Uma das sanções decretadas por ordem do
governo desse «berço da democracia» que são os EUA, tem a ver
com as drásticas limitações à exportação de petróleo pelo
Iraque. Antes do embargo o Iraque exportava cerca de quatro mil
milhões de dólares de petróleo; agora apenas lhe é permitido
exportar 150 milhões. Sendo esta a principal fonte de riqueza do
país, é fácil deduzir o significado desta sanção no que
respeita à importação de bens essenciais, nomeadamente
produtos alimentares e farmacêuticos. Assim, numa população
que ronda os 18 milhões, mais de quatro milhões de pessoas, das
quais cerca de 2 milhões e meio são crianças com menos de
cinco anos, padecem de graves problemas de saúde. Procurando
tornear esta limitação, o governo iraquiano recorreu, a dada
altura, aos fundos depositados em bancos estrangeiros para
aquisição de géneros de ordem estritamente humanitária (no
sentido real da palavra e não no sentido hipócrita que lhe é
atribuído pelo governo dos EUA). Durante algum tempo,
exceptuando a França e os EUA, todos os países ocidentais
aceitaram libertar esses fundos propriedade do governo
iraquiano, note-se... Mas foi sol de pouca dura: por ordem de
Clinton, via ONU, essas contas bancárias foram todas bloqueadas.

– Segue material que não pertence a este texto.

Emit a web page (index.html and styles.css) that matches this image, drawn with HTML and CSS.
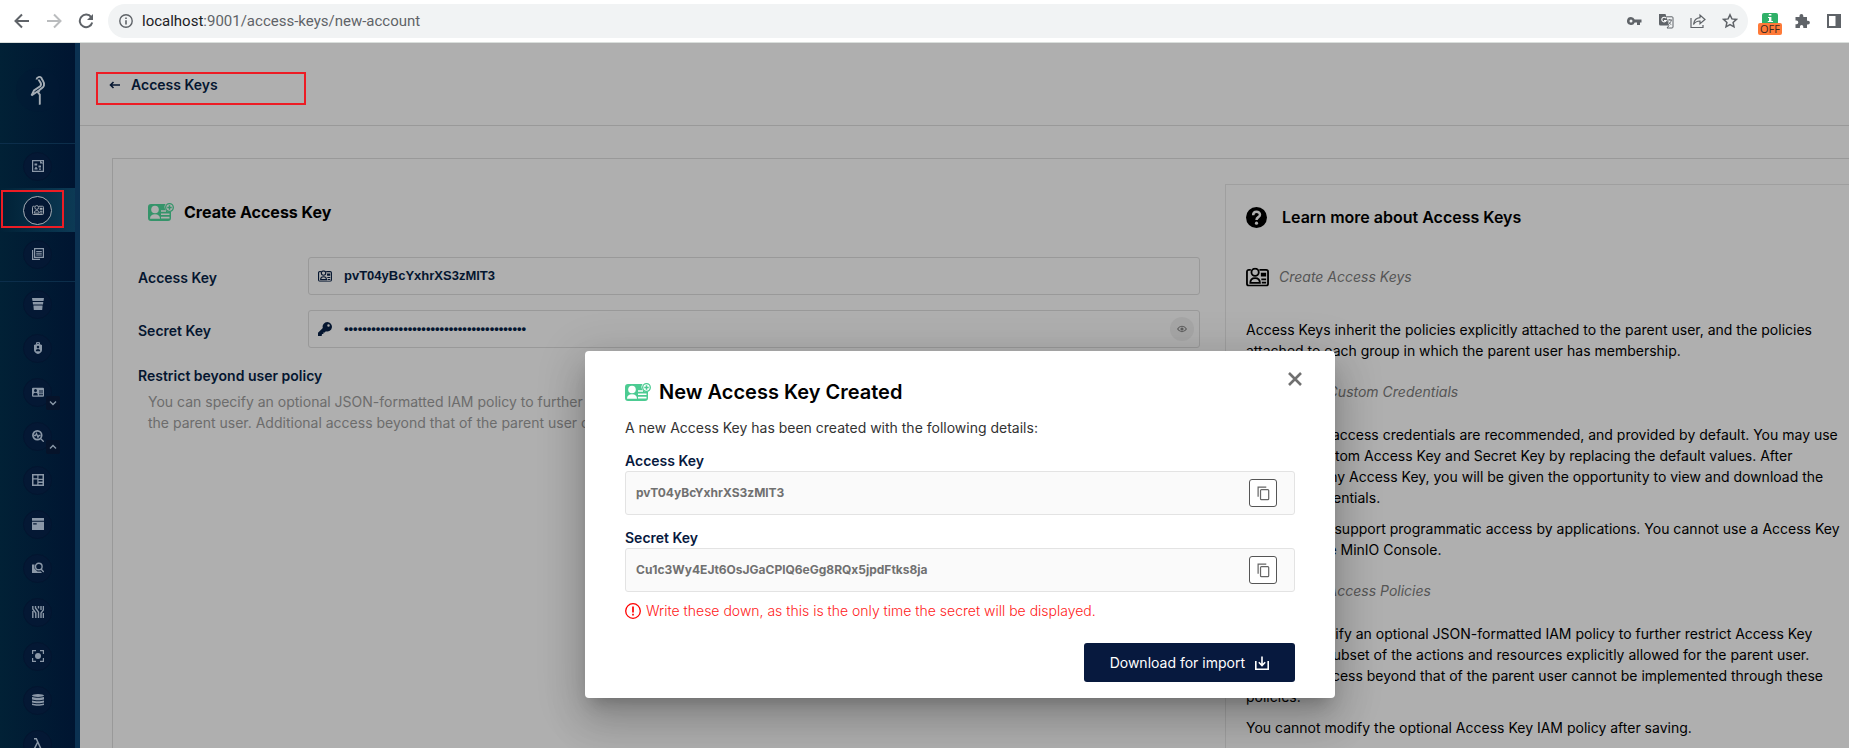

Quanto à importação de produtos farmacêuticos, ela é
severamente condicionada. Nenhum medicamento contendo nitrato
pode entrar no Iraque. Porque, dizem os EUA, o nitrato pode
servir para fabricar «armas de destruição massiva». O facto
de o nitrato ser um componente de produtos anestésicos e de, por
efeito dessa proibição, milhares de operações cirúrgicas
estarem a ser feitas sem anestesia é, para o governo de Clinton,
uma questão secundária...
Para além disso, os bombardeamentos
prosseguem com criminosa regularidade e, acrescente-se, na
maior parte dos casos no meio de um total silêncio por parte da
comunicação social dominante. Centenas de milhares de pessoas
foram mortas desde 1991 por efeito da tal «guerra cirúrgica»,
assim chamada por só atingir «alvos militares». Desde os
milhares de soldados iraquianos enterrados vivos pelo exército
dos EUA, até aos mísseis que, «não funcionando como se
esperava» (segundo a hipócrita formulação do General Anthony
Zinni, comandante das forças norte americanas no Golfo), atingem
bairros residenciais, passando pela utilização das célebres
bombas produzidas à base de urânio com consequências
dramáticas no curto, médio e longo prazo - o morticínio levado
à prática pelo imperialismo norte-americano no Iraque constitui
uma demonstração exemplar do conceito de direitos humanos made
in USA. No entanto, no Natal iremos ouvir o Presidente
Clinton falar desses direitos humanos, das ajudas humanitárias,
da democracia, da liberdade, do mandato divino de que o seu
governo é portador para assegurar a paz e a felicidade no Mundo
enfim de todas as balelas com as quais, habitualmente,
procura disfarçar a natureza criminosa do sistema que hoje
domina o Mundo, desta nova ordem mundial imperialista de cariz
totalitário e fascizante dominada, precisamente, pelo
imperialismo norte-americano.
Entretanto, no Iraque, o genocídio continua.